◆ Task to carry out ◆
Every line that holds "components" should be shown.

◆ Data ◆
· · ·
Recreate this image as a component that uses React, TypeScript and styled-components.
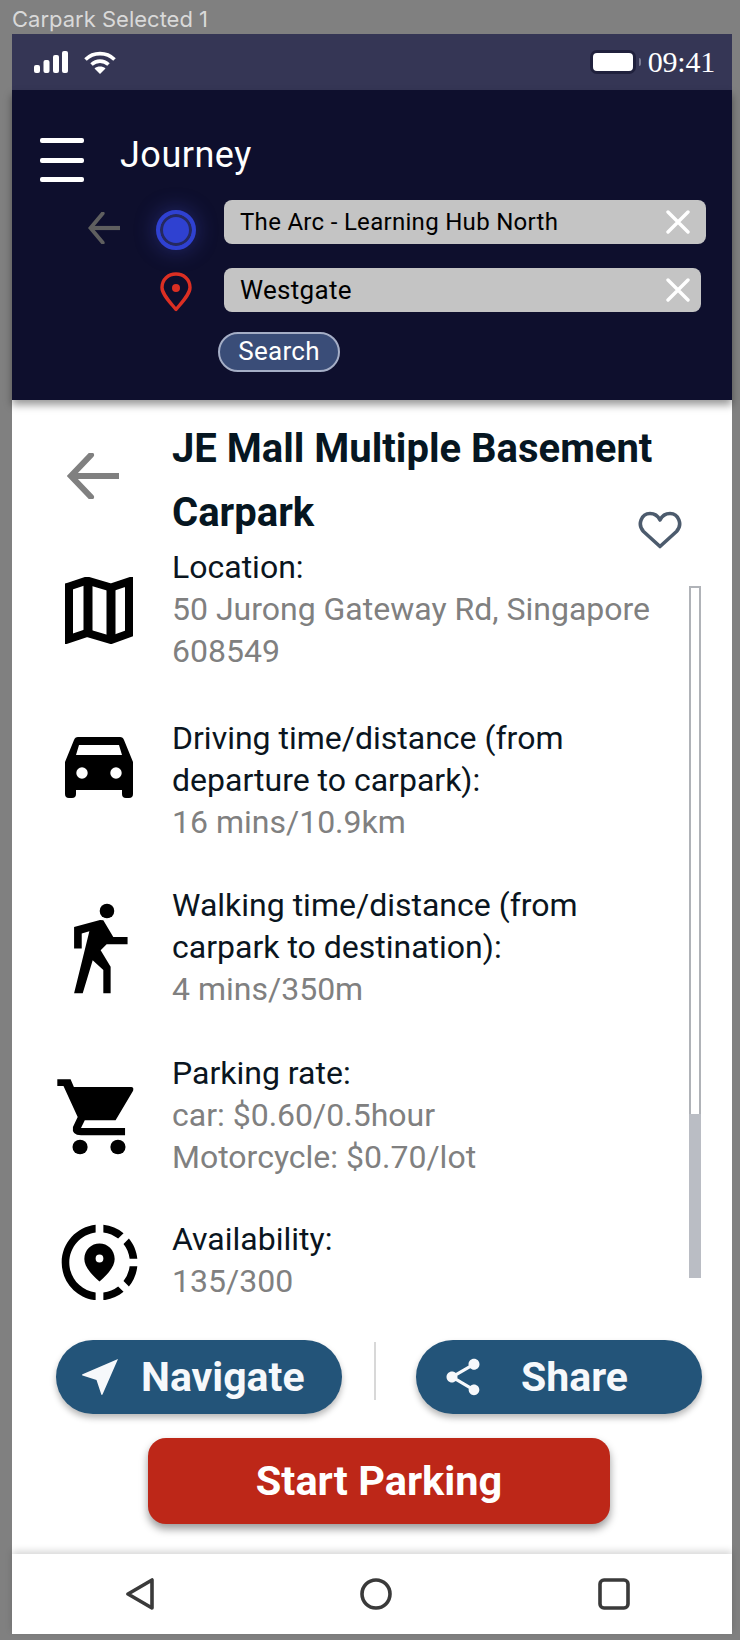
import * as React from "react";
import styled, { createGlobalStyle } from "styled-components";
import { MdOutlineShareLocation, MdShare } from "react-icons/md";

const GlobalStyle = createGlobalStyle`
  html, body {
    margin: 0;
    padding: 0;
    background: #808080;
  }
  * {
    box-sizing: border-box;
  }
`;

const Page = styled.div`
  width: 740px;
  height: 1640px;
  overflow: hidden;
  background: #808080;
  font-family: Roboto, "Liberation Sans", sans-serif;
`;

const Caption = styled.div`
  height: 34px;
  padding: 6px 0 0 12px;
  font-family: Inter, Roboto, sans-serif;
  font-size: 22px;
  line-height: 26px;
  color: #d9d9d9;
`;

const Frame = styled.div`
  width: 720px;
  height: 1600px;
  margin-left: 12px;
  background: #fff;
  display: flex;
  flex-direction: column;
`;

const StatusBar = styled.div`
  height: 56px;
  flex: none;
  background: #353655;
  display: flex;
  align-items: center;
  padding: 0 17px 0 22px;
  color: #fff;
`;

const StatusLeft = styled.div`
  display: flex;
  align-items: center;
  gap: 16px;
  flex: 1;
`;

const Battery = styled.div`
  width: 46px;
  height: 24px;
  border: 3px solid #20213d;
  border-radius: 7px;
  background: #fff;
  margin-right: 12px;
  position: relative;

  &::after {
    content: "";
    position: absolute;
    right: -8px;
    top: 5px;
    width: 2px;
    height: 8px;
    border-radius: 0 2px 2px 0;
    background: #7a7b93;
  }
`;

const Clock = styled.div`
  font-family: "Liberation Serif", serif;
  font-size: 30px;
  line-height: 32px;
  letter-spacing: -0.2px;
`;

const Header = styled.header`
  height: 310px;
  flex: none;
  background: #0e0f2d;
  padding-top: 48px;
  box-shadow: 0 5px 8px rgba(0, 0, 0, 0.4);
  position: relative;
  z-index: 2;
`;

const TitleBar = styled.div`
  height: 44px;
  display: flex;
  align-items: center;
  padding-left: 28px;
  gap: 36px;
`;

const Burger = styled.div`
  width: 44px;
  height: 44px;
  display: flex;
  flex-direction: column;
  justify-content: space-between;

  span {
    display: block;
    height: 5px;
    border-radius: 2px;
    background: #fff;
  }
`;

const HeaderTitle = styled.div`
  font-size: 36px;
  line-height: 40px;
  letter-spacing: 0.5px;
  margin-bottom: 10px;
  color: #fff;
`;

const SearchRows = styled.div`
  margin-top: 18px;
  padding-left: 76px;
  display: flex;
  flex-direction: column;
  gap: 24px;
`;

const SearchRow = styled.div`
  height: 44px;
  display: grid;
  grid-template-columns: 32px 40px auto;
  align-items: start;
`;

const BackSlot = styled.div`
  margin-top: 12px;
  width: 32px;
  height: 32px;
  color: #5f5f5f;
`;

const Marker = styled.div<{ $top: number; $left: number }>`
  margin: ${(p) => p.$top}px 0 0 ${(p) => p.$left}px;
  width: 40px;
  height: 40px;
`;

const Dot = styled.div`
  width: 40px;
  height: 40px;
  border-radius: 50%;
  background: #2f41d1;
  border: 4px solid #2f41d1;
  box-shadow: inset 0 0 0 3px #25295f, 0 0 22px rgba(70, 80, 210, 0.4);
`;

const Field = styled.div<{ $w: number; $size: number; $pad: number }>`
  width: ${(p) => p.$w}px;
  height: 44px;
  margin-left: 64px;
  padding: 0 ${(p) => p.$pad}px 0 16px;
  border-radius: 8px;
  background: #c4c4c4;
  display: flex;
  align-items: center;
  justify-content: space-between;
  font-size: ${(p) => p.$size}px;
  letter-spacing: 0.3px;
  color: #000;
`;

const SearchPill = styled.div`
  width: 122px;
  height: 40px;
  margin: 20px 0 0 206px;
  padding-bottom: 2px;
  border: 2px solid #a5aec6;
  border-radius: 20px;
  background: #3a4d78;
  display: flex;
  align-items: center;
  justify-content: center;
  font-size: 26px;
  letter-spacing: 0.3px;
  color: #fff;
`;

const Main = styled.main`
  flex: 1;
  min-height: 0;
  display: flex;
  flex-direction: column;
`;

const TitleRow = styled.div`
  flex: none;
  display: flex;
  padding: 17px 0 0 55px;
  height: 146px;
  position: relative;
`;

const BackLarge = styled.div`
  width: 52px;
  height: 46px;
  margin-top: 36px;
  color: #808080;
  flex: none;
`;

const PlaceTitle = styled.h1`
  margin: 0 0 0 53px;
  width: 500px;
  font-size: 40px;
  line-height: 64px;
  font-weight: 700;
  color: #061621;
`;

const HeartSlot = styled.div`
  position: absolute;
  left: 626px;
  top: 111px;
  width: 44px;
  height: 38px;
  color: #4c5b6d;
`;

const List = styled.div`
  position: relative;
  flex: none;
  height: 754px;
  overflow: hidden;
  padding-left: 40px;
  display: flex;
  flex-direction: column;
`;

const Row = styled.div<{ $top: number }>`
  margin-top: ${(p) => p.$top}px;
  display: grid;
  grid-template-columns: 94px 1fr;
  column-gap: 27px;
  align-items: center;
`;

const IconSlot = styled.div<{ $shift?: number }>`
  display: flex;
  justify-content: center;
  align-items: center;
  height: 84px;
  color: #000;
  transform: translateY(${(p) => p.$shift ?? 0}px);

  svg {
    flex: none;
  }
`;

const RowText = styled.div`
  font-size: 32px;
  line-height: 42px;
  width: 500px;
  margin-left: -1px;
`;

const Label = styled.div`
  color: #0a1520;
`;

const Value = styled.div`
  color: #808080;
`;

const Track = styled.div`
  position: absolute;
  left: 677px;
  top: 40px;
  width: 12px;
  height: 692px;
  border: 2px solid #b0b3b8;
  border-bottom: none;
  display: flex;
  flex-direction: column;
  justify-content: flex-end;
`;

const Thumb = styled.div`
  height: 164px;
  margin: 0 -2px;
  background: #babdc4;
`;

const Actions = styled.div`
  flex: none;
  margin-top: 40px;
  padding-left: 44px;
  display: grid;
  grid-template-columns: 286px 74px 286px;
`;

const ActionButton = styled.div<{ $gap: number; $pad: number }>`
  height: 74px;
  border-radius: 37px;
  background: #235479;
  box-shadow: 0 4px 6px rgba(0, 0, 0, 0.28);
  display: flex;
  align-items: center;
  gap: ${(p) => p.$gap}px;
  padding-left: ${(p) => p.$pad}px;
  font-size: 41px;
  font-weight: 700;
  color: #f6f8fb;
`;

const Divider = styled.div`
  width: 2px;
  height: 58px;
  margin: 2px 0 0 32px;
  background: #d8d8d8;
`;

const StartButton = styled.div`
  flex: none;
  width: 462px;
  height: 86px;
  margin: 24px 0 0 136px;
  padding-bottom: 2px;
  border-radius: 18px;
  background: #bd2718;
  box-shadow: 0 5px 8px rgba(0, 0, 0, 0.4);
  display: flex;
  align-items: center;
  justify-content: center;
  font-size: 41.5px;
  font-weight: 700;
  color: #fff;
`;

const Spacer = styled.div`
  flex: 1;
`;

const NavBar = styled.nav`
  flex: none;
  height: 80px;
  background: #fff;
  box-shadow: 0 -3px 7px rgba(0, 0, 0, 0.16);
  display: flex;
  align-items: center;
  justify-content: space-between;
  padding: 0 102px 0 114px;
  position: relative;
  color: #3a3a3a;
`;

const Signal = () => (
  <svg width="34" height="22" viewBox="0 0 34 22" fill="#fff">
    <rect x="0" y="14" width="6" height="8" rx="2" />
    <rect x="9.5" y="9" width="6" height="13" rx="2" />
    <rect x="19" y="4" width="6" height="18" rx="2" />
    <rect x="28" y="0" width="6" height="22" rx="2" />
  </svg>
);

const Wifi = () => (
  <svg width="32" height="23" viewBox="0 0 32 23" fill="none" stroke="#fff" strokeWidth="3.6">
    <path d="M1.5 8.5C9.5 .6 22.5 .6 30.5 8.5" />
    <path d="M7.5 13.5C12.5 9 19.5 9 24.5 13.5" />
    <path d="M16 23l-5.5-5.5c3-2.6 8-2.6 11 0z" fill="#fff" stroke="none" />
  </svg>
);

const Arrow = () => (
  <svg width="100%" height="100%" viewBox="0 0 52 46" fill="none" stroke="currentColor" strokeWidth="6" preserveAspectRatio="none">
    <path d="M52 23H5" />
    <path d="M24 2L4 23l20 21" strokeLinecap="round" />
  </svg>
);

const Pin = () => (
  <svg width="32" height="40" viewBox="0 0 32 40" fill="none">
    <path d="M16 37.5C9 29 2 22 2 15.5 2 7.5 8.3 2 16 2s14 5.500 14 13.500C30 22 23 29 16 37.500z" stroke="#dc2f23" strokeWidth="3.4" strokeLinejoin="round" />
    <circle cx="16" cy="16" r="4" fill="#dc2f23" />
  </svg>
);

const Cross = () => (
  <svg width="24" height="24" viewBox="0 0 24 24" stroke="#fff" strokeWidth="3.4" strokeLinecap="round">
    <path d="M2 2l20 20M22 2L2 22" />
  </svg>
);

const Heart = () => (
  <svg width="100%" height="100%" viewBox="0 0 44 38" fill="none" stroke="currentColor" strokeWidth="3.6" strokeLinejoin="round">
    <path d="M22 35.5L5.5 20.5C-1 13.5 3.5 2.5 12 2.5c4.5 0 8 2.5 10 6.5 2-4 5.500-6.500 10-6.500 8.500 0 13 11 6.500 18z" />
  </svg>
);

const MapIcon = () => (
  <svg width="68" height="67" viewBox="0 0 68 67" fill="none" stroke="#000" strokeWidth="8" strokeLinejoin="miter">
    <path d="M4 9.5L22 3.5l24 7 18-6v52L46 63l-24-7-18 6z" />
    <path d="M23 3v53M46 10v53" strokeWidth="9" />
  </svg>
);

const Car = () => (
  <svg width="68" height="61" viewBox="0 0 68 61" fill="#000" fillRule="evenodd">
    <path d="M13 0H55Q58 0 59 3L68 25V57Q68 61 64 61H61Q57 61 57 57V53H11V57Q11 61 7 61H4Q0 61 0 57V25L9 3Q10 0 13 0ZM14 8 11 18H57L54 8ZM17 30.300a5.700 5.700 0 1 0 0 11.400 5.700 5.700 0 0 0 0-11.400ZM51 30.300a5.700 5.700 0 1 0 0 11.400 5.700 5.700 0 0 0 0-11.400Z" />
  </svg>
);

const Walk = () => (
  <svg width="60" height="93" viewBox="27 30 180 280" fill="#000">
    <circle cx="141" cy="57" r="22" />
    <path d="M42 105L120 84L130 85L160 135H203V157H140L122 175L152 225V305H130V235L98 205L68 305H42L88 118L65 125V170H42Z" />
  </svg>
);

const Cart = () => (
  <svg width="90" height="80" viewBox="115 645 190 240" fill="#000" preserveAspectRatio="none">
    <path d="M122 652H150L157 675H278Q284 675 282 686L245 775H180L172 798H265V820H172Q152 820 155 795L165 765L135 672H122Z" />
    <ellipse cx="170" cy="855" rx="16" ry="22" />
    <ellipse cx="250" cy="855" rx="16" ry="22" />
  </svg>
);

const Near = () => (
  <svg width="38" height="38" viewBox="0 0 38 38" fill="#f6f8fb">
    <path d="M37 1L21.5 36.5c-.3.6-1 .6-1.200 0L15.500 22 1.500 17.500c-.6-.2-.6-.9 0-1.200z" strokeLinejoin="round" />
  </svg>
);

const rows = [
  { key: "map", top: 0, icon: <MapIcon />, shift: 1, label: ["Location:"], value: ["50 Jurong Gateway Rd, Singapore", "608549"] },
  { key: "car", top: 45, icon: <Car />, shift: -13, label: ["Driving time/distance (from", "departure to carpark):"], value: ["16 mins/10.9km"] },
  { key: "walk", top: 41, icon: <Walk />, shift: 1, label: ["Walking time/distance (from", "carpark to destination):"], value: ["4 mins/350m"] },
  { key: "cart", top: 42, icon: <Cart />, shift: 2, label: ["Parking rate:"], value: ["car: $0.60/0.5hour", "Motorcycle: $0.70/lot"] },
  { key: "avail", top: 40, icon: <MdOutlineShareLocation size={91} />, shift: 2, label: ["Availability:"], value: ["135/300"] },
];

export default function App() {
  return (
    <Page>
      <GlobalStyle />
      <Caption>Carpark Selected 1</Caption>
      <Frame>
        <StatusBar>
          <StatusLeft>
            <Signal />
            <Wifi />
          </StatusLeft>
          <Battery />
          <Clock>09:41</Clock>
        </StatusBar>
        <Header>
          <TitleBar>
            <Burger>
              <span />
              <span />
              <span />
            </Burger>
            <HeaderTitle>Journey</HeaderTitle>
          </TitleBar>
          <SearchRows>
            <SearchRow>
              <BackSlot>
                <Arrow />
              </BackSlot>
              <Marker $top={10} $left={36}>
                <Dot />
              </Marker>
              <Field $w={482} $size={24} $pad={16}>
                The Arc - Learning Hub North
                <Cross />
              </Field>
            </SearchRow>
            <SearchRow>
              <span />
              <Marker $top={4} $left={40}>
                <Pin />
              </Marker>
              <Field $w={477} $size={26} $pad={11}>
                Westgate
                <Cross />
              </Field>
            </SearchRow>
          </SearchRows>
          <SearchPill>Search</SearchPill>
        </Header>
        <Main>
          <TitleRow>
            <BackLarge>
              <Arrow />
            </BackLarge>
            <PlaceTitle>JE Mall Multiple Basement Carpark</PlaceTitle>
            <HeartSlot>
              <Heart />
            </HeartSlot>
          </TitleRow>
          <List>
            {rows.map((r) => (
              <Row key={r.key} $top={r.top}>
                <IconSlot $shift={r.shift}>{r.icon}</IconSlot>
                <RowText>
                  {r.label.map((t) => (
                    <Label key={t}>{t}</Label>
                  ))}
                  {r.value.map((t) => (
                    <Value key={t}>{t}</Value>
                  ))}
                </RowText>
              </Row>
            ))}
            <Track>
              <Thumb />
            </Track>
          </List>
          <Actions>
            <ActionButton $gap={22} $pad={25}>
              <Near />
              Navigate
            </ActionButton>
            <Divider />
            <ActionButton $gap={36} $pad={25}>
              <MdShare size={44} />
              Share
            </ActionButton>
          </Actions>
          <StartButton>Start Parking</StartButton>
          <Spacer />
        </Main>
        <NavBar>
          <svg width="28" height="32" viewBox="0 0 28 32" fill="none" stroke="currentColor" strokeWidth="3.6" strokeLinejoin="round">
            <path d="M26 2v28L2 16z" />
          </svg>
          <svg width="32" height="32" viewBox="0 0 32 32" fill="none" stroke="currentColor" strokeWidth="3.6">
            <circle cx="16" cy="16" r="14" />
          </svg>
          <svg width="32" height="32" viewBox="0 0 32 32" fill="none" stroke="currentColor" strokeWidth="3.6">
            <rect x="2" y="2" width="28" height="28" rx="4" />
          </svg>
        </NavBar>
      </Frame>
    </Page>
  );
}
· · ·
◆ The solution ◆
Recreate this image as a component that uses React, TypeScript and styled-components.
import styled, { createGlobalStyle } from "styled-components";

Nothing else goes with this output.